**EXERCISE DIRECTIONS**
Quote the listing below in full and exactly as written, but omit every picture.

[BEGIN SUPPLIED MATERIAL]

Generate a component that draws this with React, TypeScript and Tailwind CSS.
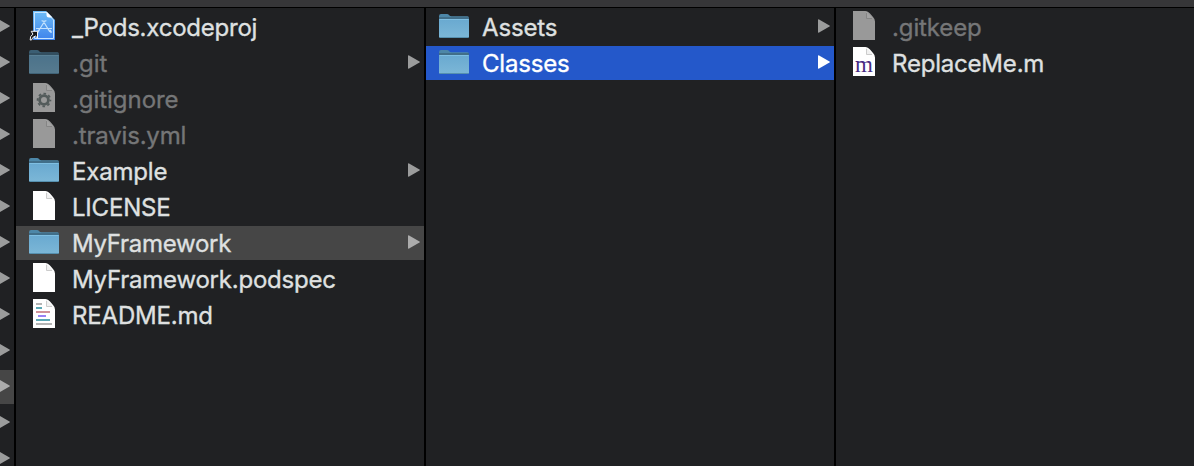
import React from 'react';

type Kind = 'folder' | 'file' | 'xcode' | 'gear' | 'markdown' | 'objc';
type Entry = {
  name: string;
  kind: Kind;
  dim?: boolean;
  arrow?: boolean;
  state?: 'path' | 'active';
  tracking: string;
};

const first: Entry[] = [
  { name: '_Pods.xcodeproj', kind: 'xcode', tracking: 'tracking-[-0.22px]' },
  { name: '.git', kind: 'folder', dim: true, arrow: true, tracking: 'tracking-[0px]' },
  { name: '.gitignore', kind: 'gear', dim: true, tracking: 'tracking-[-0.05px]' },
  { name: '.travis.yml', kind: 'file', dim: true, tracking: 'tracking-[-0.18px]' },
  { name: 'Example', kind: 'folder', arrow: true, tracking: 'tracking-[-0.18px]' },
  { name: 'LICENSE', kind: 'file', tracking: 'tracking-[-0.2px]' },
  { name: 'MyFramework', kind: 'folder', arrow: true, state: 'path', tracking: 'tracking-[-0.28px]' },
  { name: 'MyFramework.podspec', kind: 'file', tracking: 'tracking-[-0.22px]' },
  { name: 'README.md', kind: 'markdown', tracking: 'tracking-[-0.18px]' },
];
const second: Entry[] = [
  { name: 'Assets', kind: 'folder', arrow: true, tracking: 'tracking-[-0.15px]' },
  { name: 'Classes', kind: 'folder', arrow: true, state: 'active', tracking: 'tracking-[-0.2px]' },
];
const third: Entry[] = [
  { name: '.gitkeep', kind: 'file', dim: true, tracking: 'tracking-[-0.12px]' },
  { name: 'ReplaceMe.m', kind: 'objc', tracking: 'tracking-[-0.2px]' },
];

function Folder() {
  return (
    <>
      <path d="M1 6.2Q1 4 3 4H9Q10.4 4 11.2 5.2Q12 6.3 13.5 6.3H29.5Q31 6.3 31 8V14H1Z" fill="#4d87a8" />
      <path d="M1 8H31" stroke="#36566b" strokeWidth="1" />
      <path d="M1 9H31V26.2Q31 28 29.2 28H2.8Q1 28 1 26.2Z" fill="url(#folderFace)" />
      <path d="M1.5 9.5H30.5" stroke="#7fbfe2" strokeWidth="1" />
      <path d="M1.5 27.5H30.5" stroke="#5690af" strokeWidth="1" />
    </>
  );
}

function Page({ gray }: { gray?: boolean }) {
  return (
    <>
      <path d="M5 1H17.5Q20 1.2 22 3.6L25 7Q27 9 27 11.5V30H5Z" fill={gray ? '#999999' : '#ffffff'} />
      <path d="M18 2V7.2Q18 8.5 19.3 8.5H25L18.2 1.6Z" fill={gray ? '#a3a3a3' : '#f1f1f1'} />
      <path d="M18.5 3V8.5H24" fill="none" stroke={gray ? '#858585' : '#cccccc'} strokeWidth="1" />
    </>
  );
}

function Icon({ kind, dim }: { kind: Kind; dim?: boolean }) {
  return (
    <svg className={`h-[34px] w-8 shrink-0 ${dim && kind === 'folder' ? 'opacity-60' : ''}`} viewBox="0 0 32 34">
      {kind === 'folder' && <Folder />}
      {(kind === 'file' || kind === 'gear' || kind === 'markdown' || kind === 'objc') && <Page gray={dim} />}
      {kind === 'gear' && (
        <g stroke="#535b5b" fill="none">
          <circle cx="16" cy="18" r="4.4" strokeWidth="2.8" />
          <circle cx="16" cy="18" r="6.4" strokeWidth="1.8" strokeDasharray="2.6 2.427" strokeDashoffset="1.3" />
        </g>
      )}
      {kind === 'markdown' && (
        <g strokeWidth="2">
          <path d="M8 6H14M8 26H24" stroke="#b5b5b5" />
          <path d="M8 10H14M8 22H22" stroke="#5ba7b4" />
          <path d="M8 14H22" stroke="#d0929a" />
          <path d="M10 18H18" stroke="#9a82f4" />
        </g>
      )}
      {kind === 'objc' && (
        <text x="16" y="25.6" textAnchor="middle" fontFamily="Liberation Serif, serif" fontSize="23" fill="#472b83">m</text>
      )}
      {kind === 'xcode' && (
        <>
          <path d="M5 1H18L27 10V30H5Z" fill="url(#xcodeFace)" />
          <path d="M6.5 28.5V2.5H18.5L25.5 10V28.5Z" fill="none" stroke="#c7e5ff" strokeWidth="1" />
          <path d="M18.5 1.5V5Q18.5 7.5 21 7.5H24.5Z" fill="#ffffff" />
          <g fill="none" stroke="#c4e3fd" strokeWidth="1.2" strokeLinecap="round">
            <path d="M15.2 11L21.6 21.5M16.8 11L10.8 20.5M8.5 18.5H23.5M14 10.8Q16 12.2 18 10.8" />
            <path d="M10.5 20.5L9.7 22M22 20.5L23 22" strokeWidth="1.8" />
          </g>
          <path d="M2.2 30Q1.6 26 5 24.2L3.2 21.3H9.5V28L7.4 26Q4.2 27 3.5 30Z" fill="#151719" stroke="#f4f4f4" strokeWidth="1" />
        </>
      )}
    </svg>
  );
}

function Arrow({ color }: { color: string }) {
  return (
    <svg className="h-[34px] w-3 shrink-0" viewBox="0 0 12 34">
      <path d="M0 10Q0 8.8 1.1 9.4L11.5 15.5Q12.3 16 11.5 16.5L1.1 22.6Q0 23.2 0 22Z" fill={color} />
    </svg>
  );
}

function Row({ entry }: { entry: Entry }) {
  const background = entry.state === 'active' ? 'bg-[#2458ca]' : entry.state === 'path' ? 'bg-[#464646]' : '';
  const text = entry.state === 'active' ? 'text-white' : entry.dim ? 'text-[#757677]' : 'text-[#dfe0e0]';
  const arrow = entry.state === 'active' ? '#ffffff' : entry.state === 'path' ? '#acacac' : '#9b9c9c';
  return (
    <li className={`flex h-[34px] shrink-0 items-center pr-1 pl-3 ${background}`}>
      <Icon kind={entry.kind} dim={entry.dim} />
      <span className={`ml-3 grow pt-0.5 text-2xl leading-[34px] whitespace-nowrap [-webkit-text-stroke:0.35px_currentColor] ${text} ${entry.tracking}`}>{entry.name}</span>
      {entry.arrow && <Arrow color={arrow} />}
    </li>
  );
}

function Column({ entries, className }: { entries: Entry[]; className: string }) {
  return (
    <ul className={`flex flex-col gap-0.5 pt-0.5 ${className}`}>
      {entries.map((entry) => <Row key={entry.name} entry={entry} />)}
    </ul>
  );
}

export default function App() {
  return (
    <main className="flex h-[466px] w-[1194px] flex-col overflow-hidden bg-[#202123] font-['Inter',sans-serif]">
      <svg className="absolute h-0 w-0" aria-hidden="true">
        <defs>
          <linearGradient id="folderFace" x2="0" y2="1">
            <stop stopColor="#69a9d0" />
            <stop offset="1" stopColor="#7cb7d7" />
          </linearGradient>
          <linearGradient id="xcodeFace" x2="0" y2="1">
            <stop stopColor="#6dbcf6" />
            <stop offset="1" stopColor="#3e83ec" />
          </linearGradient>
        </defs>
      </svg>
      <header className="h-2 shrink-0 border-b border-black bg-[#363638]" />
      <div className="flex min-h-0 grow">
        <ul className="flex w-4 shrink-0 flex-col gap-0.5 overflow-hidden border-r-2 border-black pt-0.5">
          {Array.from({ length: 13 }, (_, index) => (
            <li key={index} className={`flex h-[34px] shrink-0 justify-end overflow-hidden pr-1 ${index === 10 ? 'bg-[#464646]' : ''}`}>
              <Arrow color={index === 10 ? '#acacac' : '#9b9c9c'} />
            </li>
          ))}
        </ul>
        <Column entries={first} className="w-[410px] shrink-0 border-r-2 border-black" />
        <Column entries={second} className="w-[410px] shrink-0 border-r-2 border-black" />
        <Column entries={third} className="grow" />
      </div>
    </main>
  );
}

[END SUPPLIED MATERIAL]

**EXERCISE SOLUTION**
Generate a component that draws this with React, TypeScript and Tailwind CSS.
import React from 'react';

type Kind = 'folder' | 'file' | 'xcode' | 'gear' | 'markdown' | 'objc';
type Entry = {
  name: string;
  kind: Kind;
  dim?: boolean;
  arrow?: boolean;
  state?: 'path' | 'active';
  tracking: string;
};

const first: Entry[] = [
  { name: '_Pods.xcodeproj', kind: 'xcode', tracking: 'tracking-[-0.22px]' },
  { name: '.git', kind: 'folder', dim: true, arrow: true, tracking: 'tracking-[0px]' },
  { name: '.gitignore', kind: 'gear', dim: true, tracking: 'tracking-[-0.05px]' },
  { name: '.travis.yml', kind: 'file', dim: true, tracking: 'tracking-[-0.18px]' },
  { name: 'Example', kind: 'folder', arrow: true, tracking: 'tracking-[-0.18px]' },
  { name: 'LICENSE', kind: 'file', tracking: 'tracking-[-0.2px]' },
  { name: 'MyFramework', kind: 'folder', arrow: true, state: 'path', tracking: 'tracking-[-0.28px]' },
  { name: 'MyFramework.podspec', kind: 'file', tracking: 'tracking-[-0.22px]' },
  { name: 'README.md', kind: 'markdown', tracking: 'tracking-[-0.18px]' },
];
const second: Entry[] = [
  { name: 'Assets', kind: 'folder', arrow: true, tracking: 'tracking-[-0.15px]' },
  { name: 'Classes', kind: 'folder', arrow: true, state: 'active', tracking: 'tracking-[-0.2px]' },
];
const third: Entry[] = [
  { name: '.gitkeep', kind: 'file', dim: true, tracking: 'tracking-[-0.12px]' },
  { name: 'ReplaceMe.m', kind: 'objc', tracking: 'tracking-[-0.2px]' },
];

function Folder() {
  return (
    <>
      <path d="M1 6.2Q1 4 3 4H9Q10.4 4 11.2 5.2Q12 6.3 13.5 6.3H29.5Q31 6.3 31 8V14H1Z" fill="#4d87a8" />
      <path d="M1 8H31" stroke="#36566b" strokeWidth="1" />
      <path d="M1 9H31V26.2Q31 28 29.2 28H2.8Q1 28 1 26.2Z" fill="url(#folderFace)" />
      <path d="M1.5 9.5H30.5" stroke="#7fbfe2" strokeWidth="1" />
      <path d="M1.5 27.5H30.5" stroke="#5690af" strokeWidth="1" />
    </>
  );
}

function Page({ gray }: { gray?: boolean }) {
  return (
    <>
      <path d="M5 1H17.5Q20 1.2 22 3.6L25 7Q27 9 27 11.5V30H5Z" fill={gray ? '#999999' : '#ffffff'} />
      <path d="M18 2V7.2Q18 8.5 19.3 8.5H25L18.2 1.6Z" fill={gray ? '#a3a3a3' : '#f1f1f1'} />
      <path d="M18.5 3V8.5H24" fill="none" stroke={gray ? '#858585' : '#cccccc'} strokeWidth="1" />
    </>
  );
}

function Icon({ kind, dim }: { kind: Kind; dim?: boolean }) {
  return (
    <svg className={`h-[34px] w-8 shrink-0 ${dim && kind === 'folder' ? 'opacity-60' : ''}`} viewBox="0 0 32 34">
      {kind === 'folder' && <Folder />}
      {(kind === 'file' || kind === 'gear' || kind === 'markdown' || kind === 'objc') && <Page gray={dim} />}
      {kind === 'gear' && (
        <g stroke="#535b5b" fill="none">
          <circle cx="16" cy="18" r="4.4" strokeWidth="2.8" />
          <circle cx="16" cy="18" r="6.4" strokeWidth="1.8" strokeDasharray="2.6 2.427" strokeDashoffset="1.3" />
        </g>
      )}
      {kind === 'markdown' && (
        <g strokeWidth="2">
          <path d="M8 6H14M8 26H24" stroke="#b5b5b5" />
          <path d="M8 10H14M8 22H22" stroke="#5ba7b4" />
          <path d="M8 14H22" stroke="#d0929a" />
          <path d="M10 18H18" stroke="#9a82f4" />
        </g>
      )}
      {kind === 'objc' && (
        <text x="16" y="25.6" textAnchor="middle" fontFamily="Liberation Serif, serif" fontSize="23" fill="#472b83">m</text>
      )}
      {kind === 'xcode' && (
        <>
          <path d="M5 1H18L27 10V30H5Z" fill="url(#xcodeFace)" />
          <path d="M6.5 28.5V2.5H18.5L25.5 10V28.5Z" fill="none" stroke="#c7e5ff" strokeWidth="1" />
          <path d="M18.5 1.5V5Q18.5 7.5 21 7.5H24.5Z" fill="#ffffff" />
          <g fill="none" stroke="#c4e3fd" strokeWidth="1.2" strokeLinecap="round">
            <path d="M15.2 11L21.6 21.5M16.8 11L10.8 20.5M8.5 18.5H23.5M14 10.8Q16 12.2 18 10.8" />
            <path d="M10.5 20.5L9.7 22M22 20.5L23 22" strokeWidth="1.8" />
          </g>
          <path d="M2.2 30Q1.6 26 5 24.2L3.2 21.3H9.5V28L7.4 26Q4.2 27 3.5 30Z" fill="#151719" stroke="#f4f4f4" strokeWidth="1" />
        </>
      )}
    </svg>
  );
}

function Arrow({ color }: { color: string }) {
  return (
    <svg className="h-[34px] w-3 shrink-0" viewBox="0 0 12 34">
      <path d="M0 10Q0 8.8 1.1 9.4L11.5 15.5Q12.3 16 11.5 16.5L1.1 22.6Q0 23.2 0 22Z" fill={color} />
    </svg>
  );
}

function Row({ entry }: { entry: Entry }) {
  const background = entry.state === 'active' ? 'bg-[#2458ca]' : entry.state === 'path' ? 'bg-[#464646]' : '';
  const text = entry.state === 'active' ? 'text-white' : entry.dim ? 'text-[#757677]' : 'text-[#dfe0e0]';
  const arrow = entry.state === 'active' ? '#ffffff' : entry.state === 'path' ? '#acacac' : '#9b9c9c';
  return (
    <li className={`flex h-[34px] shrink-0 items-center pr-1 pl-3 ${background}`}>
      <Icon kind={entry.kind} dim={entry.dim} />
      <span className={`ml-3 grow pt-0.5 text-2xl leading-[34px] whitespace-nowrap [-webkit-text-stroke:0.35px_currentColor] ${text} ${entry.tracking}`}>{entry.name}</span>
      {entry.arrow && <Arrow color={arrow} />}
    </li>
  );
}

function Column({ entries, className }: { entries: Entry[]; className: string }) {
  return (
    <ul className={`flex flex-col gap-0.5 pt-0.5 ${className}`}>
      {entries.map((entry) => <Row key={entry.name} entry={entry} />)}
    </ul>
  );
}

export default function App() {
  return (
    <main className="flex h-[466px] w-[1194px] flex-col overflow-hidden bg-[#202123] font-['Inter',sans-serif]">
      <svg className="absolute h-0 w-0" aria-hidden="true">
        <defs>
          <linearGradient id="folderFace" x2="0" y2="1">
            <stop stopColor="#69a9d0" />
            <stop offset="1" stopColor="#7cb7d7" />
          </linearGradient>
          <linearGradient id="xcodeFace" x2="0" y2="1">
            <stop stopColor="#6dbcf6" />
            <stop offset="1" stopColor="#3e83ec" />
          </linearGradient>
        </defs>
      </svg>
      <header className="h-2 shrink-0 border-b border-black bg-[#363638]" />
      <div className="flex min-h-0 grow">
        <ul className="flex w-4 shrink-0 flex-col gap-0.5 overflow-hidden border-r-2 border-black pt-0.5">
          {Array.from({ length: 13 }, (_, index) => (
            <li key={index} className={`flex h-[34px] shrink-0 justify-end overflow-hidden pr-1 ${index === 10 ? 'bg-[#464646]' : ''}`}>
              <Arrow color={index === 10 ? '#acacac' : '#9b9c9c'} />
            </li>
          ))}
        </ul>
        <Column entries={first} className="w-[410px] shrink-0 border-r-2 border-black" />
        <Column entries={second} className="w-[410px] shrink-0 border-r-2 border-black" />
        <Column entries={third} className="grow" />
      </div>
    </main>
  );
}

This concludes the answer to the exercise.